In troubling times like these, with the leader of the free world re-tweeting racist videos, and the protests in Pakistan calling for stringent anti-Ahmadi laws, Pope Francis, when he met with Rohingya Muslims in Bangladesh, proves to us that inter-faith harmony still exists.

Over the years, the Pope had earned the reputation of being the crusader for downtrodden people in the world, having gotten into trouble before for ditching diplomatic protocol and calling out injustice, most famously when he labelled the Ottoman-era slaughter of Armenians a “genocide” from the altar of St. Peter’s Basilica. Thus, when he avoided calling the Rohingya by name on his visit to Myanmar, human rights groups accused him of finally selling out to the opportunist diplomacy of the Vatican. However, the Pope fully compensated for his silence in Bangladesh by meeting with 16 Rohingya refugees, begged them for forgiveness for what they had endured and the “indifference of the world” to their plight. “The presence of God today also is called ‘Rohingya,’” he told them.

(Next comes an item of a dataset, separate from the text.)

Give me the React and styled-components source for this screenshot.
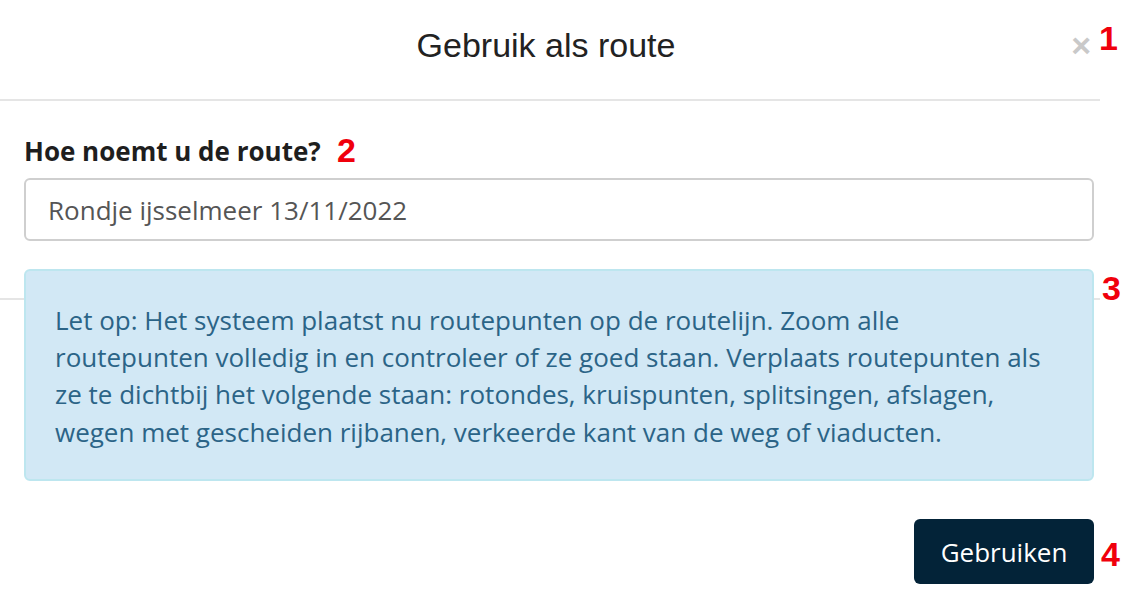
import React from "react";
import styled, { createGlobalStyle } from "styled-components";

const GlobalStyle = createGlobalStyle`
  html, body {
    margin: 0;
    padding: 0;
    background: #fff;
  }
  body {
    font-family: "Open Sans", "Liberation Sans", sans-serif;
  }
`;

const Page = styled.div`
  position: relative;
  width: 1125px;
  height: 599px;
  overflow: hidden;
  background: #fff;
`;

const Modal = styled.div`
  width: 1100px;
`;

const Header = styled.div`
  height: 99px;
  border-bottom: 2px solid #e5e5e5;
  display: grid;
  grid-template-columns: 1fr auto 1fr;
  align-items: center;
`;

const Title = styled.h4`
  grid-column: 2;
  margin: 0 0 0 -8px;
  padding-bottom: 8px;
  font-family: "Liberation Sans", Arial, sans-serif;
  font-weight: 400;
  font-size: 34px;
  color: #222;
`;

const Close = styled.button`
  grid-column: 3;
  justify-self: end;
  margin: 0 9px 10px 0;
  padding: 0;
  border: 0;
  background: none;
  font-family: "Liberation Sans", Arial, sans-serif;
  font-weight: 700;
  font-size: 34px;
  line-height: 1;
  color: #c9c9c9;
`;

const Body = styled.div`
  padding: 32px 6px 0 24px;
  background: linear-gradient(#e5e5e5, #e5e5e5) no-repeat 0 197px / 1100px 2px;
`;

const Label = styled.label`
  display: block;
  margin-bottom: 9px;
  font-weight: 700;
  font-size: 26px;
  line-height: 36px;
  color: #1e1e1e;
`;

const Input = styled.input`
  box-sizing: border-box;
  display: block;
  width: 100%;
  height: 63px;
  padding: 0 22px;
  border: 2px solid #cfcfcf;
  border-radius: 6px;
  font-family: "Open Sans", sans-serif;
  font-size: 26px;
  color: #555;
  outline: none;
`;

const Alert = styled.div`
  box-sizing: border-box;
  margin-top: 28px;
  height: 212px;
  padding: 31px 30px 0 29px;
  background: #d2e8f5;
  border: 2px solid #bde6ef;
  border-radius: 6px;
  color: #2b6487;
  font-size: 26px;
  line-height: 37.2px;
`;

const Footer = styled.div`
  display: flex;
  justify-content: flex-end;
  padding-top: 38px;
`;

const Button = styled.button`
  width: 180px;
  height: 65px;
  border: 0;
  border-radius: 6px;
  background: #032338;
  color: #fff;
  font-family: "Open Sans", sans-serif;
  font-size: 26px;
`;

const Marker = styled.span`
  position: absolute;
  left: ${(p) => p.x}px;
  top: ${(p) => p.y}px;
  font-family: "Liberation Sans", Arial, sans-serif;
  font-weight: 700;
  font-size: 34px;
  line-height: 1;
  color: #f0000c;
`;

export default function App() {
  return (
    <Page>
      <GlobalStyle />
      <Modal>
        <Header>
          <Title>Gebruik als route</Title>
          <Close aria-label="Sluiten">×</Close>
        </Header>
        <Body>
          <Label>Hoe noemt u de route?</Label>
          <Input defaultValue="Rondje ijsselmeer 13/11/2022" />
          <Alert>
            Let op: Het systeem plaatst nu routepunten op de routelijn. Zoom alle
            <br />
            routepunten volledig in en controleer of ze goed staan. Verplaats routepunten als
            <br />
            ze te dichtbij het volgende staan: rotondes, kruispunten, splitsingen, afslagen,
            <br />
            wegen met gescheiden rijbanen, verkeerde kant van de weg of viaducten.
          </Alert>
          <Footer>
            <Button>Gebruiken</Button>
          </Footer>
        </Body>
      </Modal>
      <Marker x={1099} y={21}>1</Marker>
      <Marker x={337} y={133}>2</Marker>
      <Marker x={1102} y={271}>3</Marker>
      <Marker x={1101} y={537}>4</Marker>
    </Page>
  );
}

The Pope’s silence in Myanmar can be explained for the reason that he was visiting a church in a country where Christians face discrimination. Mentioning Rohingya, a highly sensitive and potentially dangerous topic in Burma, would’ve done no favours to the Christian cause, and would have probably shut the door for the Pope to make any negotiations with the Myanmar state to soften the stance on Rohingya refugees. As the Pope said, he didn’t have the pleasure of slamming the door in their face publicly with a denunciation but had the satisfaction of dialogue, which was in a way more effective.

While this declaration of support from the Pope may not do much, it is a small act of kindness in the path of inter-faith harmony, in a time of divisions and dogma.